:: Task ::
Look through the data below and return each line where "React" appears.

════

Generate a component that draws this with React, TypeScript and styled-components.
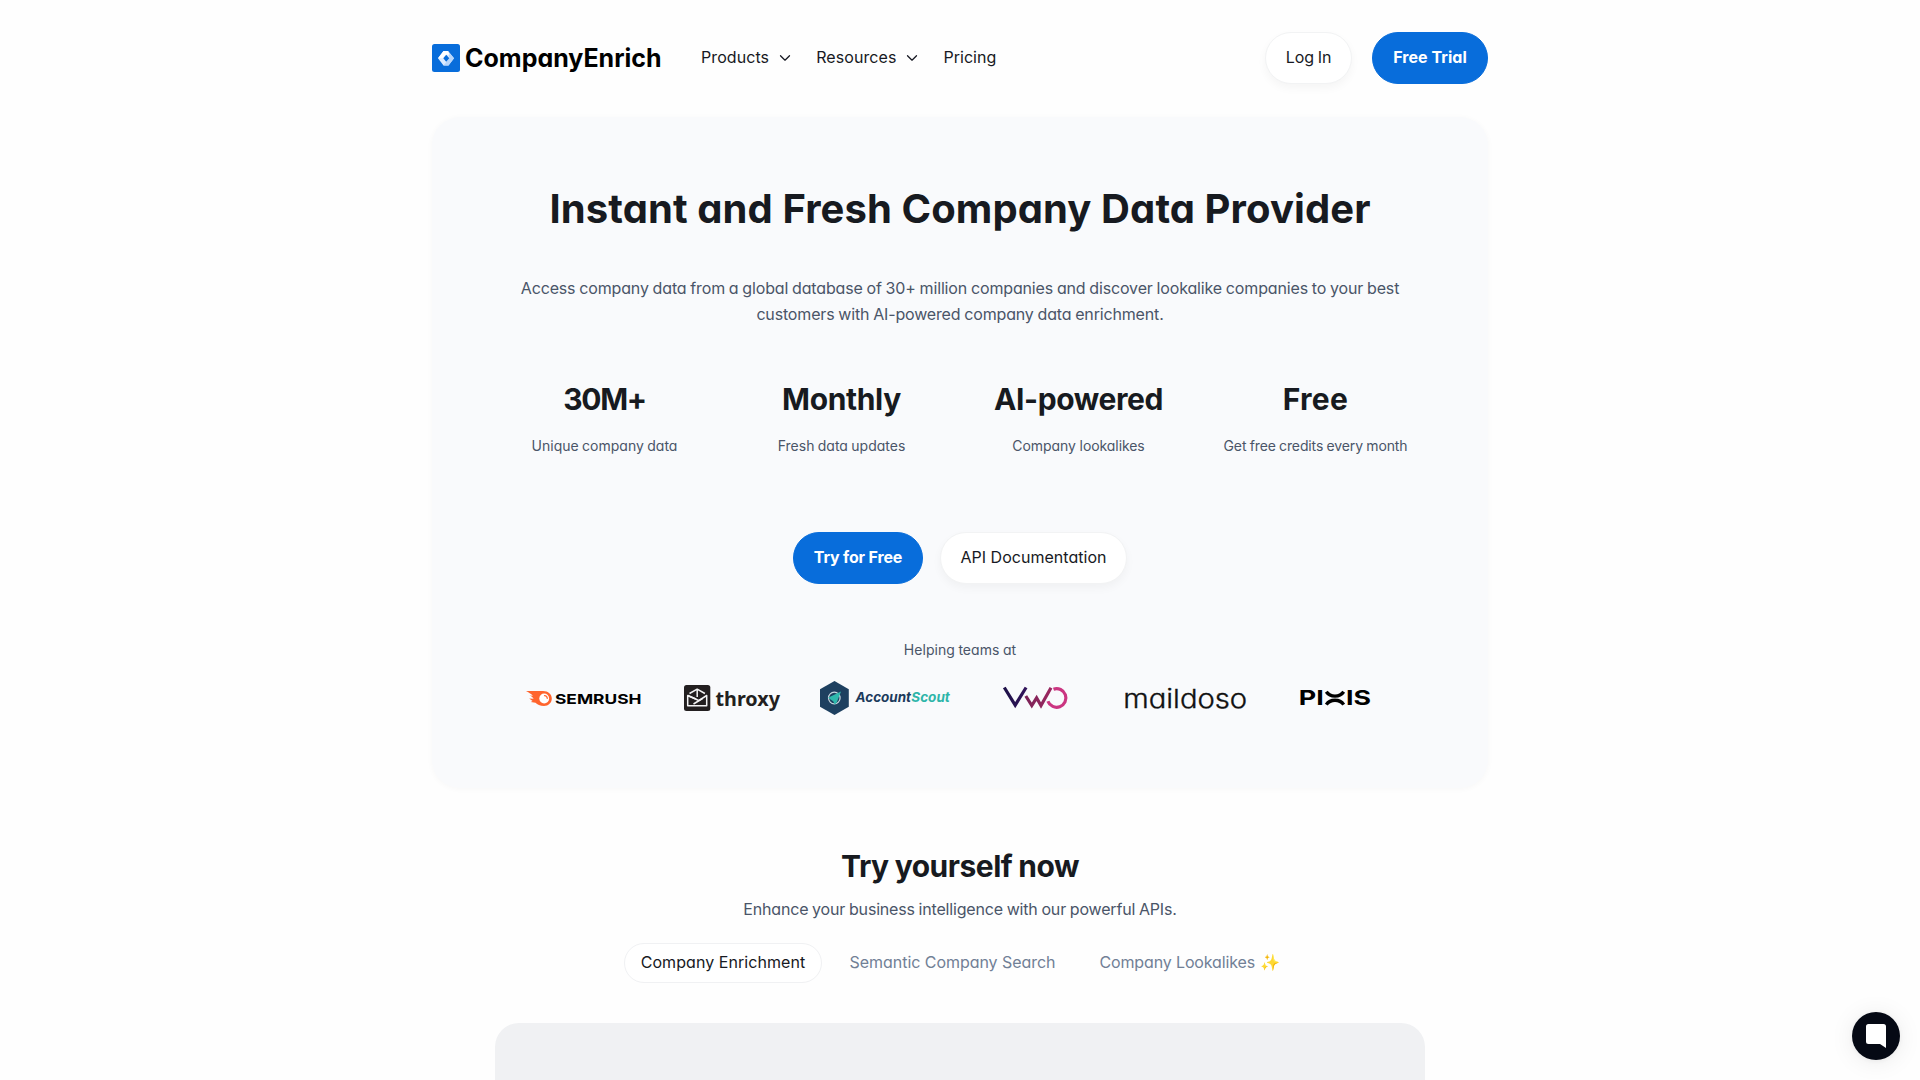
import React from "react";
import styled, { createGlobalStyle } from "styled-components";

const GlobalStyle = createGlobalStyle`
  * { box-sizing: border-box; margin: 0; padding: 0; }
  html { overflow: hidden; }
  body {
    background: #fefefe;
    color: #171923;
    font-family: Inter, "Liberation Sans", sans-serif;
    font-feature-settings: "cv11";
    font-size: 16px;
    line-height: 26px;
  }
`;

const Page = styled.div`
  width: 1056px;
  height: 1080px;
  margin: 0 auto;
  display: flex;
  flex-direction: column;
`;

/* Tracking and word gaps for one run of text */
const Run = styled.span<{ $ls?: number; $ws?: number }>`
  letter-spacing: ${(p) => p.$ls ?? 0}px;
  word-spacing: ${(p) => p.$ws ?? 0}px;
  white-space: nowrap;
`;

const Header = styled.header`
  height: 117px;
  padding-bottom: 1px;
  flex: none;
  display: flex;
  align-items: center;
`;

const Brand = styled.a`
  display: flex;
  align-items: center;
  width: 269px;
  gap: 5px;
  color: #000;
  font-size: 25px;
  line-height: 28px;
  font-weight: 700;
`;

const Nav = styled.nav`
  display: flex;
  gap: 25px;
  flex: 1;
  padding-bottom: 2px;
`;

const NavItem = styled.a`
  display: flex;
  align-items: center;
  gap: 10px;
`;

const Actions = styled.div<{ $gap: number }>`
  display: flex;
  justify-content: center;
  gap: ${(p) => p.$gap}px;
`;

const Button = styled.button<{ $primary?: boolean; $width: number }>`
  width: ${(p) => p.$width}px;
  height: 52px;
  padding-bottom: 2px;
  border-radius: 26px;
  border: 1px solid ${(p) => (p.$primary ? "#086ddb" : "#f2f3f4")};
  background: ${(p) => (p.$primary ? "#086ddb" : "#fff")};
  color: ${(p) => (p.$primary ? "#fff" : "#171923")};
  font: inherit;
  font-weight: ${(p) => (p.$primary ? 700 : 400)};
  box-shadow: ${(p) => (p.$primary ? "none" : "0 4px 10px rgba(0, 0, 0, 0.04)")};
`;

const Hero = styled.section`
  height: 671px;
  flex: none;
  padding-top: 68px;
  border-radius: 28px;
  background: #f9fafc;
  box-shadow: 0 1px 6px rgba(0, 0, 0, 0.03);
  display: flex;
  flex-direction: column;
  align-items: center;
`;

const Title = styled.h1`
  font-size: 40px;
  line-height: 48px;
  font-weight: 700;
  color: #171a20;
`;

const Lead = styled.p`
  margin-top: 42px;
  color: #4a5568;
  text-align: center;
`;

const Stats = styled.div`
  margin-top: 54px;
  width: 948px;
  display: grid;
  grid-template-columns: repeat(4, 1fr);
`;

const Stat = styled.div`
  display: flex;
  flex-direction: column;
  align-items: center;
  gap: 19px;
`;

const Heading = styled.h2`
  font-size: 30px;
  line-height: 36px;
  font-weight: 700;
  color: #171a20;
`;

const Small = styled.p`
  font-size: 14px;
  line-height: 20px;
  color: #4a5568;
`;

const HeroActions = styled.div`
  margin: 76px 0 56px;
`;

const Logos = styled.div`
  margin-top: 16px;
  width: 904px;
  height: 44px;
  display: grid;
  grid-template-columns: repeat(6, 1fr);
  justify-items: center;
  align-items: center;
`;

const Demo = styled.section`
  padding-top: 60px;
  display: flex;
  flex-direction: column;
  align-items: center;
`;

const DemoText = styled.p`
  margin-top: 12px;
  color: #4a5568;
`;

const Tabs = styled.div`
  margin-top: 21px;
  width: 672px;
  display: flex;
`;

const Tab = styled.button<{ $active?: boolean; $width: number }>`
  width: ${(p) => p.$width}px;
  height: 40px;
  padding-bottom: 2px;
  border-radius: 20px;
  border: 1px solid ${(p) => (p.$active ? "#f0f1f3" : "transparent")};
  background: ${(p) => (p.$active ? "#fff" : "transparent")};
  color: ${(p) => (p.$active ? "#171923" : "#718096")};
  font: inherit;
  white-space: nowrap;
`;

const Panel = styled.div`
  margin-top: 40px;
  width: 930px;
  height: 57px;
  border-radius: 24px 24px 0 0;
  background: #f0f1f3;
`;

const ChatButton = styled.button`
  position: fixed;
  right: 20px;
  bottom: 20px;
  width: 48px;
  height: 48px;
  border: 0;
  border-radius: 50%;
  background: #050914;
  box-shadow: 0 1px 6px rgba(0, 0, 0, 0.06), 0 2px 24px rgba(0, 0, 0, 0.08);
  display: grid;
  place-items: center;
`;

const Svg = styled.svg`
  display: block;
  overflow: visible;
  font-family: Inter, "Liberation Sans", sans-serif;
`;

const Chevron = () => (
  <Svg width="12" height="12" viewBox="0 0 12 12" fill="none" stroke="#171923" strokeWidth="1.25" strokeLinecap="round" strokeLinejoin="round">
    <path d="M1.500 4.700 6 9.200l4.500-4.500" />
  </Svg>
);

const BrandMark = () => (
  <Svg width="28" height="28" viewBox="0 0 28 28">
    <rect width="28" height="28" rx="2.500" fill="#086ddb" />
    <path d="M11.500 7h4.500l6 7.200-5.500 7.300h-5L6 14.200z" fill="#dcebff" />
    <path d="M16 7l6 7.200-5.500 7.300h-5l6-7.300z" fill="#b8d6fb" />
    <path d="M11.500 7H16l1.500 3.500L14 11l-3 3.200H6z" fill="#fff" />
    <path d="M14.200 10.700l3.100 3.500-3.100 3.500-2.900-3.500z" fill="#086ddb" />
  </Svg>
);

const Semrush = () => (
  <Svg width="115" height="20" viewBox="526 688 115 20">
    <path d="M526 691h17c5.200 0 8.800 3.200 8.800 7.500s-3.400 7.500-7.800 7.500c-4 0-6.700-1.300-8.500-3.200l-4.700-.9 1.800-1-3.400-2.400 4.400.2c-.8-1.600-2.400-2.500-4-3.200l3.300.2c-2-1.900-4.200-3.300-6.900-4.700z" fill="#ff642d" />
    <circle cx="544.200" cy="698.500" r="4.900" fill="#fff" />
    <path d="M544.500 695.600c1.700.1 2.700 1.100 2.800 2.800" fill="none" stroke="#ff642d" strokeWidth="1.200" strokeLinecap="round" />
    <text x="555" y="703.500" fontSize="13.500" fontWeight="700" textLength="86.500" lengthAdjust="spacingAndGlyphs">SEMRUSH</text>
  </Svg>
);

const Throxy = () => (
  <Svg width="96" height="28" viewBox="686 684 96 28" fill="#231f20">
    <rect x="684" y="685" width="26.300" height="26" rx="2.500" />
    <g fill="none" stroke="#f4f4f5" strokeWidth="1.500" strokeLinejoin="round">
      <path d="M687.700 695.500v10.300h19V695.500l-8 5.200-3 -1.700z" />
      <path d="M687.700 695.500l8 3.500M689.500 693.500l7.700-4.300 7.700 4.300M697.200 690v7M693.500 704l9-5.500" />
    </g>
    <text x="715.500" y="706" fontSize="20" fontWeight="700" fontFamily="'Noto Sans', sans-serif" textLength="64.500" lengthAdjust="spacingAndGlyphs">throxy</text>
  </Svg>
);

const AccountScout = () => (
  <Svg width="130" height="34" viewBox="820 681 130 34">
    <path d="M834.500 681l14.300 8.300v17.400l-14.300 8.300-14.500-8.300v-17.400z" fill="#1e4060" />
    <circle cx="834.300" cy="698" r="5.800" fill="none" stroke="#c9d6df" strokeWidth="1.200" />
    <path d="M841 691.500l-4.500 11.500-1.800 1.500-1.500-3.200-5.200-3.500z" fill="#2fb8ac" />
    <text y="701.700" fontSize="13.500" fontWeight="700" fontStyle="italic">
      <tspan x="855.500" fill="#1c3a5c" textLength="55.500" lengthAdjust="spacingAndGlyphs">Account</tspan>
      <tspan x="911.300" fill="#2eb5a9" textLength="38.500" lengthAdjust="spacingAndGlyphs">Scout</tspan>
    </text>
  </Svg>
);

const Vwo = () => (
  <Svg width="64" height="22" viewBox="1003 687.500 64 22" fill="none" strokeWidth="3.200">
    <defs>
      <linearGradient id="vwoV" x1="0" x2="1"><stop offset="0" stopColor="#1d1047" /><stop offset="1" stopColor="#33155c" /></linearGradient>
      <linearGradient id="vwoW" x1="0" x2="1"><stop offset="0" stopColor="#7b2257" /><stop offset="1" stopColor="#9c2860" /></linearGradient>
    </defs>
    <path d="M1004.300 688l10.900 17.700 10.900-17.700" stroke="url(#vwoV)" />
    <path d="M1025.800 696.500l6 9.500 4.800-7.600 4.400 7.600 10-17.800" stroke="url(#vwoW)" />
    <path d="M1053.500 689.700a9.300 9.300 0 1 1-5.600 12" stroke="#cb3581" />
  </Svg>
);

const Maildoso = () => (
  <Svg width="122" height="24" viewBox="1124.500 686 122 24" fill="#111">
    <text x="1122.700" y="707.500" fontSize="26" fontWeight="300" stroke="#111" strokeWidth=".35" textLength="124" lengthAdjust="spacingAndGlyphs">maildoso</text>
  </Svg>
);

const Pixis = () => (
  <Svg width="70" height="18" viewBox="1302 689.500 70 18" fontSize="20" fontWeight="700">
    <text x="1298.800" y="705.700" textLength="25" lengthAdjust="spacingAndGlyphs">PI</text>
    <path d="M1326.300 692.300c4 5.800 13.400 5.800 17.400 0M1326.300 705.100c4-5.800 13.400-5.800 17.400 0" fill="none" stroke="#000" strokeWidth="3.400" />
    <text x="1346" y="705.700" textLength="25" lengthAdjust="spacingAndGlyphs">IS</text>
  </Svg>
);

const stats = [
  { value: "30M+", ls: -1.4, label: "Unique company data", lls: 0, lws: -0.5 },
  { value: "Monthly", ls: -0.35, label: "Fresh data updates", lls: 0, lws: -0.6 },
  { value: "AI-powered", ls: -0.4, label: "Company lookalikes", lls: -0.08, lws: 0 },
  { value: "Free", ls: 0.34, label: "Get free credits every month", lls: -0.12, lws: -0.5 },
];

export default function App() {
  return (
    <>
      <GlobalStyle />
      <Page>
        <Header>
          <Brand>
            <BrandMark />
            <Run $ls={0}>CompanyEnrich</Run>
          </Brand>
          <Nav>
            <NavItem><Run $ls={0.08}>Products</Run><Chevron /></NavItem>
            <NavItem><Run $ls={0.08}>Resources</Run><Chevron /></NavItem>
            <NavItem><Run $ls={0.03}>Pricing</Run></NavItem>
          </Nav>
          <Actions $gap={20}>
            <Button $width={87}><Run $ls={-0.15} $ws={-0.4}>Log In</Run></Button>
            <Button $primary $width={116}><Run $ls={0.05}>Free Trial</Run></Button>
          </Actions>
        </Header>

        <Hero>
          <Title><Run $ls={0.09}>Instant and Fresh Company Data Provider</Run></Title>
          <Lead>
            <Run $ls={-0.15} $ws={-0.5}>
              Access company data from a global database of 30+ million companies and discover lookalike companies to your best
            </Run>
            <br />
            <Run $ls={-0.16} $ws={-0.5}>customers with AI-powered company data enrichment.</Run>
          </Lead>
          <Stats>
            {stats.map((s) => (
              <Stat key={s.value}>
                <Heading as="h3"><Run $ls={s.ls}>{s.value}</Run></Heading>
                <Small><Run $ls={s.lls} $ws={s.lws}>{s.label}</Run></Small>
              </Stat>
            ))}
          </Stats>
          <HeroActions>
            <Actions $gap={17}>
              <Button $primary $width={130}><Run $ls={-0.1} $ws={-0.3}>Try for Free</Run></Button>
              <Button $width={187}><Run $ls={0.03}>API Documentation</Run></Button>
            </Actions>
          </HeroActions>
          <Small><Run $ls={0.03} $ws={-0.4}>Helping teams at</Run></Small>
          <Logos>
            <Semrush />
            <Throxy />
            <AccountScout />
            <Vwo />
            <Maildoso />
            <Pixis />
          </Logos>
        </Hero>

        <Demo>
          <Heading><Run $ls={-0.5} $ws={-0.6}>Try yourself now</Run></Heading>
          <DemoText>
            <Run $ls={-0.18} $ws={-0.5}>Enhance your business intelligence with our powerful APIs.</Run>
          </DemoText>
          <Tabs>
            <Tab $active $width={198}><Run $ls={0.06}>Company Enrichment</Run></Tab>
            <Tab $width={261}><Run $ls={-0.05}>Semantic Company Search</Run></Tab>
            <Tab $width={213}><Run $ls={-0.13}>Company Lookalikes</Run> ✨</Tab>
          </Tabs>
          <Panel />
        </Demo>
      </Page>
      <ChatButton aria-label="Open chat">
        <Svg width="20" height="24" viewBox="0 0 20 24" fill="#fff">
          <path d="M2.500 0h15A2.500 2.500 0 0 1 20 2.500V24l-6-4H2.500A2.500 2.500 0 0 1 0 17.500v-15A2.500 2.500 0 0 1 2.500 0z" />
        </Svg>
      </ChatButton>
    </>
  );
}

════

:: Finished exercise ::
Generate a component that draws this with React, TypeScript and styled-components.
import React from "react";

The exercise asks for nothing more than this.